S’il n’y avait pas eu Israël, il n’y aurait jamais eu qu’une grande Syrie de Damas à Gaza en passant par Beyrouth.
A moins qu’il y ait eu un grand royaume de Jordanie de Amman à Jaffa.
Israël dans son essence, ne se préoccupe pas de l’existence de ses voisins qui peuvent avoir le régime et les frontières qu’ils veulent.
Sans Israël pas de palestiniens, sans palestiniens Israël existe.
C’est donc bien la même problématique qui se retrouve à la fois à l’origine de l’antisémitisme chrétien et dans la confrontation sionisme-palestiniens.
Depuis 40 ans, les palestiniens ne se déterminent qu’en fonction d’un seul objectif: la destruction de l’Etat d’Israël.
Leur Charte constitutive mentionne explicitement cet objectif comme prioritaire.
Les discours palestiniens sont tout entiers tournés vers cet unique accomplissement.
La constitution de la société chrétienne s’est faite en éliminant les non-chrétiens au lieu de construire une véritable société basée sur les enseignements de l’Evangile, de la même façon, les palestiniens construisent leur nation par la volonté de se débarrasser d’Israël, au lieu de se consacrer à l’établissement d’une société démocratique soucieuse du bien-être de ses citoyens.
Comme si le bien-être des palestiniens ne pouvait passer QUE par l’élimination d’Israël.
Quel que soit le bout de Terre sur laquelle les palestiniens auront la souveraineté à l’issue des négociations de paix, il faudra qu’ils considèrent que c’est là leur Terre, et leur seule Terre.
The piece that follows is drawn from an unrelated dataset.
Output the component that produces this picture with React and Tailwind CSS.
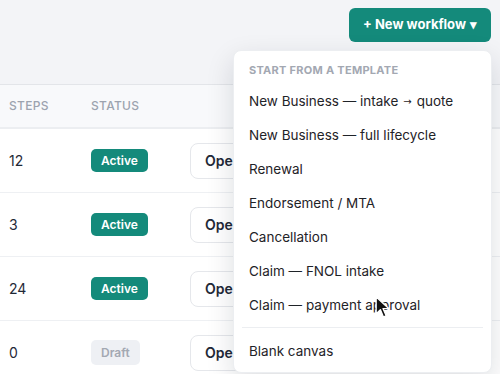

Il faudra qu’ils construisent leur société sans avoir pour seule motivation l’élimination ultérieure d’Israël.
Instrumentalisée par les mouvements nationalistes arabes, puis par les mouvements islamistes, la politique de substitution des palestiniens est aujourd’hui entrée dans l’inconscient des foules musulmanes.
Espérons qu’il ne faudra pas 2000 ans aux palestiniens pour comprendre, comme le christianisme, qu’ils leur incombent de se créer une identité qui ne soit pas bâtie sur la disparition d’Israël.
Il n’y aura pas de Paix sans cette prise de conscience.
©Adam HaRishon 2013
(1) appellation favorisée par Jean-Paul II en référence à l’échec des ainés dans la Genèse.